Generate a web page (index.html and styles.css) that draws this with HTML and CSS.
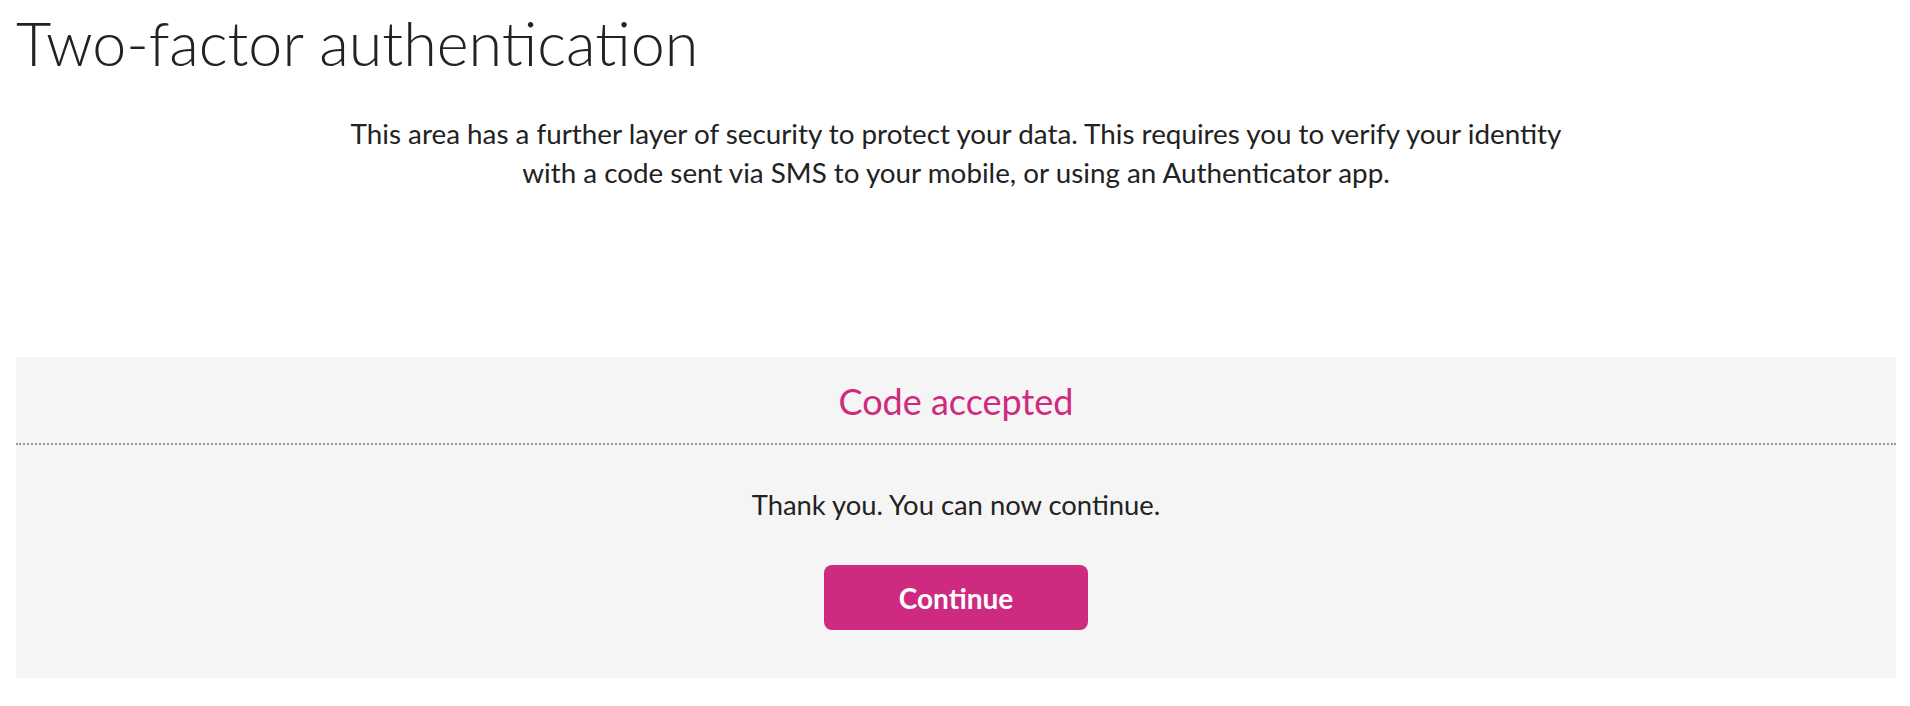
FILE: index.html
```html
<!DOCTYPE html>
<html lang="en">
<head>
<meta charset="utf-8">
<title>Two-factor authentication</title>
<link rel="stylesheet" href="styles.css">
</head>
<body>
<main class="page">
  <h1 class="title">Two-factor authentication</h1>
  <p class="intro">This area has a further layer of security to protect your data. This requires you to verify your identity with a code sent via SMS to your mobile, or using an Authenticator app.</p>
  <section class="panel">
    <div class="panel-head">
      <h2 class="panel-title">Code accepted</h2>
    </div>
    <div class="panel-body">
      <p class="panel-text">Thank you. You can now continue.</p>
      <button class="btn" type="button">Continue</button>
    </div>
  </section>
</main>
</body>
</html>
```
FILE: styles.css
```css
html, body {
  margin: 0;
  padding: 0;
  background: #fff;
}
body {
  font-family: Lato, "Open Sans", "Liberation Sans", sans-serif;
  color: #222;
}
.page {
  padding: 0 14px 0 16px;
}
.title {
  margin: 0;
  padding-top: 6px;
  font-size: 61px;
  font-weight: 300;
  line-height: 1.2;
  color: #222;
}
.intro {
  max-width: 1240px;
  margin: 35px auto 0;
  font-size: 27.8px;
  line-height: 39px;
  text-align: center;
}
.panel {
  margin-top: 165px;
  background: #f5f5f5;
}
.panel-head {
  height: 86px;
  border-bottom: 2px dotted #999;
  display: flex;
  align-items: center;
  justify-content: center;
}
.panel-title {
  margin: 0;
  padding-top: 2px;
  font-size: 36px;
  font-weight: 400;
  color: #d02a7e;
}
.panel-body {
  display: flex;
  flex-direction: column;
  align-items: center;
  padding: 40px 0 48px;
}
.panel-text {
  margin: 0;
  font-size: 27.4px;
  line-height: 39px;
}
.btn {
  margin-top: 41px;
  width: 264px;
  height: 65px;
  border: 0;
  border-radius: 8px;
  background: #ce2b80;
  color: #fff;
  font-family: Lato, "Open Sans", "Liberation Sans", sans-serif;
  font-size: 28px;
  font-weight: 700;
  cursor: pointer;
}
```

▶ Exercise task
Could you repeat all of the material exactly? Pictures should not be copied.

▶ Task result
Generate a web page (index.html and styles.css) that draws this with HTML and CSS.
FILE: index.html
```html
<!DOCTYPE html>
<html lang="en">
<head>
<meta charset="utf-8">
<title>Two-factor authentication</title>
<link rel="stylesheet" href="styles.css">
</head>
<body>
<main class="page">
  <h1 class="title">Two-factor authentication</h1>
  <p class="intro">This area has a further layer of security to protect your data. This requires you to verify your identity with a code sent via SMS to your mobile, or using an Authenticator app.</p>
  <section class="panel">
    <div class="panel-head">
      <h2 class="panel-title">Code accepted</h2>
    </div>
    <div class="panel-body">
      <p class="panel-text">Thank you. You can now continue.</p>
      <button class="btn" type="button">Continue</button>
    </div>
  </section>
</main>
</body>
</html>
```
FILE: styles.css
```css
html, body {
  margin: 0;
  padding: 0;
  background: #fff;
}
body {
  font-family: Lato, "Open Sans", "Liberation Sans", sans-serif;
  color: #222;
}
.page {
  padding: 0 14px 0 16px;
}
.title {
  margin: 0;
  padding-top: 6px;
  font-size: 61px;
  font-weight: 300;
  line-height: 1.2;
  color: #222;
}
.intro {
  max-width: 1240px;
  margin: 35px auto 0;
  font-size: 27.8px;
  line-height: 39px;
  text-align: center;
}
.panel {
  margin-top: 165px;
  background: #f5f5f5;
}
.panel-head {
  height: 86px;
  border-bottom: 2px dotted #999;
  display: flex;
  align-items: center;
  justify-content: center;
}
.panel-title {
  margin: 0;
  padding-top: 2px;
  font-size: 36px;
  font-weight: 400;
  color: #d02a7e;
}
.panel-body {
  display: flex;
  flex-direction: column;
  align-items: center;
  padding: 40px 0 48px;
}
.panel-text {
  margin: 0;
  font-size: 27.4px;
  line-height: 39px;
}
.btn {
  margin-top: 41px;
  width: 264px;
  height: 65px;
  border: 0;
  border-radius: 8px;
  background: #ce2b80;
  color: #fff;
  font-family: Lato, "Open Sans", "Liberation Sans", sans-serif;
  font-size: 28px;
  font-weight: 700;
  cursor: pointer;
}
```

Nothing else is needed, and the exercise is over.